__Requirement__:
Skip all pictures, then print the remaining material exactly.

__Given data__:
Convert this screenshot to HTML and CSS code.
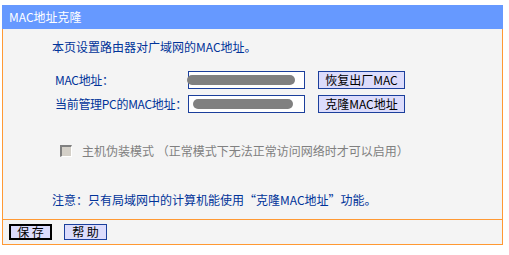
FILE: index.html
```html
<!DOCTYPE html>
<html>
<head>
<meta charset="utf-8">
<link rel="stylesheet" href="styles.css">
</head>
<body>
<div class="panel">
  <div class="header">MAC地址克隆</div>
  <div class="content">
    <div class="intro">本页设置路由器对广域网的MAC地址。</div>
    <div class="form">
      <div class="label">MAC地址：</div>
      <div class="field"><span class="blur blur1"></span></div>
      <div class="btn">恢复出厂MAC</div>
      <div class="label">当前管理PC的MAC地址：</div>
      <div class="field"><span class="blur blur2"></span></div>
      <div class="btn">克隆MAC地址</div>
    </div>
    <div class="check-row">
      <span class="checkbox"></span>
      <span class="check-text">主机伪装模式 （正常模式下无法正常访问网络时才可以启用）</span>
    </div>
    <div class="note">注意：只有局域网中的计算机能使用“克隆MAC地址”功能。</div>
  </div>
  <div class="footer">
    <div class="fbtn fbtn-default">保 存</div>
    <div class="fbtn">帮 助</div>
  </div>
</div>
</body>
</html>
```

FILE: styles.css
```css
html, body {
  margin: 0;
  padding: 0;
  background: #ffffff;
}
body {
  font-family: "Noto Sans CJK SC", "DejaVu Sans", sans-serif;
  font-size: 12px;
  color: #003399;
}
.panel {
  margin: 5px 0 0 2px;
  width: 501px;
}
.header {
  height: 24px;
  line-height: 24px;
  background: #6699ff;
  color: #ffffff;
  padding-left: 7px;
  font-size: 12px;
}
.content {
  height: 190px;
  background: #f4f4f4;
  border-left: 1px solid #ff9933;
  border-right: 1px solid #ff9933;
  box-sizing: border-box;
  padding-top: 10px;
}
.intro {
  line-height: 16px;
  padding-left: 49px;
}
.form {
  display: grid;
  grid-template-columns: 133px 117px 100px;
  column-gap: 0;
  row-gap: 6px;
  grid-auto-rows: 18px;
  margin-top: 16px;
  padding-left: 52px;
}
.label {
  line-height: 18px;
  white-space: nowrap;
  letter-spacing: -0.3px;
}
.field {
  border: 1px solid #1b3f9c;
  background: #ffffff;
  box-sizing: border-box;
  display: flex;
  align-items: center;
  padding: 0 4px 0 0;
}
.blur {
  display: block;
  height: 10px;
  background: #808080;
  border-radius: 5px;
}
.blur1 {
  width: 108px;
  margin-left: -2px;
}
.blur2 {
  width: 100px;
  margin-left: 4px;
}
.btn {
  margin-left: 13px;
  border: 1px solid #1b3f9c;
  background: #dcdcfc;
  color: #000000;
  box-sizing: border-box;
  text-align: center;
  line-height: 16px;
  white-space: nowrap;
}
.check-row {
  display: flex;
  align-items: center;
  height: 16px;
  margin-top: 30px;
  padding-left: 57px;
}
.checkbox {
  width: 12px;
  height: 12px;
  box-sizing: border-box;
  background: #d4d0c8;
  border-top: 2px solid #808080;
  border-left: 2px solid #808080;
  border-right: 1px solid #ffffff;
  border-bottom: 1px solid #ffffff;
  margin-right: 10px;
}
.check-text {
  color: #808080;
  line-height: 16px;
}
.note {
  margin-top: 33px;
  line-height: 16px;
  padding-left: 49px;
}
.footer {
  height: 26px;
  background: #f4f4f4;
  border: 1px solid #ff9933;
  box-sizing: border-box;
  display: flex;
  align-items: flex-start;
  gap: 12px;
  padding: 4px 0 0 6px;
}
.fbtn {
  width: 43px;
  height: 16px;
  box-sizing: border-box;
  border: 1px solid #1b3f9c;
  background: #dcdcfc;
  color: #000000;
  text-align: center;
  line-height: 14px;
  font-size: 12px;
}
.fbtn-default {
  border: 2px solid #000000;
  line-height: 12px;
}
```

__Output for this task__:
Convert this screenshot to HTML and CSS code.
FILE: index.html
```html
<!DOCTYPE html>
<html>
<head>
<meta charset="utf-8">
<link rel="stylesheet" href="styles.css">
</head>
<body>
<div class="panel">
  <div class="header">MAC地址克隆</div>
  <div class="content">
    <div class="intro">本页设置路由器对广域网的MAC地址。</div>
    <div class="form">
      <div class="label">MAC地址：</div>
      <div class="field"><span class="blur blur1"></span></div>
      <div class="btn">恢复出厂MAC</div>
      <div class="label">当前管理PC的MAC地址：</div>
      <div class="field"><span class="blur blur2"></span></div>
      <div class="btn">克隆MAC地址</div>
    </div>
    <div class="check-row">
      <span class="checkbox"></span>
      <span class="check-text">主机伪装模式 （正常模式下无法正常访问网络时才可以启用）</span>
    </div>
    <div class="note">注意：只有局域网中的计算机能使用“克隆MAC地址”功能。</div>
  </div>
  <div class="footer">
    <div class="fbtn fbtn-default">保 存</div>
    <div class="fbtn">帮 助</div>
  </div>
</div>
</body>
</html>
```

FILE: styles.css
```css
html, body {
  margin: 0;
  padding: 0;
  background: #ffffff;
}
body {
  font-family: "Noto Sans CJK SC", "DejaVu Sans", sans-serif;
  font-size: 12px;
  color: #003399;
}
.panel {
  margin: 5px 0 0 2px;
  width: 501px;
}
.header {
  height: 24px;
  line-height: 24px;
  background: #6699ff;
  color: #ffffff;
  padding-left: 7px;
  font-size: 12px;
}
.content {
  height: 190px;
  background: #f4f4f4;
  border-left: 1px solid #ff9933;
  border-right: 1px solid #ff9933;
  box-sizing: border-box;
  padding-top: 10px;
}
.intro {
  line-height: 16px;
  padding-left: 49px;
}
.form {
  display: grid;
  grid-template-columns: 133px 117px 100px;
  column-gap: 0;
  row-gap: 6px;
  grid-auto-rows: 18px;
  margin-top: 16px;
  padding-left: 52px;
}
.label {
  line-height: 18px;
  white-space: nowrap;
  letter-spacing: -0.3px;
}
.field {
  border: 1px solid #1b3f9c;
  background: #ffffff;
  box-sizing: border-box;
  display: flex;
  align-items: center;
  padding: 0 4px 0 0;
}
.blur {
  display: block;
  height: 10px;
  background: #808080;
  border-radius: 5px;
}
.blur1 {
  width: 108px;
  margin-left: -2px;
}
.blur2 {
  width: 100px;
  margin-left: 4px;
}
.btn {
  margin-left: 13px;
  border: 1px solid #1b3f9c;
  background: #dcdcfc;
  color: #000000;
  box-sizing: border-box;
  text-align: center;
  line-height: 16px;
  white-space: nowrap;
}
.check-row {
  display: flex;
  align-items: center;
  height: 16px;
  margin-top: 30px;
  padding-left: 57px;
}
.checkbox {
  width: 12px;
  height: 12px;
  box-sizing: border-box;
  background: #d4d0c8;
  border-top: 2px solid #808080;
  border-left: 2px solid #808080;
  border-right: 1px solid #ffffff;
  border-bottom: 1px solid #ffffff;
  margin-right: 10px;
}
.check-text {
  color: #808080;
  line-height: 16px;
}
.note {
  margin-top: 33px;
  line-height: 16px;
  padding-left: 49px;
}
.footer {
  height: 26px;
  background: #f4f4f4;
  border: 1px solid #ff9933;
  box-sizing: border-box;
  display: flex;
  align-items: flex-start;
  gap: 12px;
  padding: 4px 0 0 6px;
}
.fbtn {
  width: 43px;
  height: 16px;
  box-sizing: border-box;
  border: 1px solid #1b3f9c;
  background: #dcdcfc;
  color: #000000;
  text-align: center;
  line-height: 14px;
  font-size: 12px;
}
.fbtn-default {
  border: 2px solid #000000;
  line-height: 12px;
}
```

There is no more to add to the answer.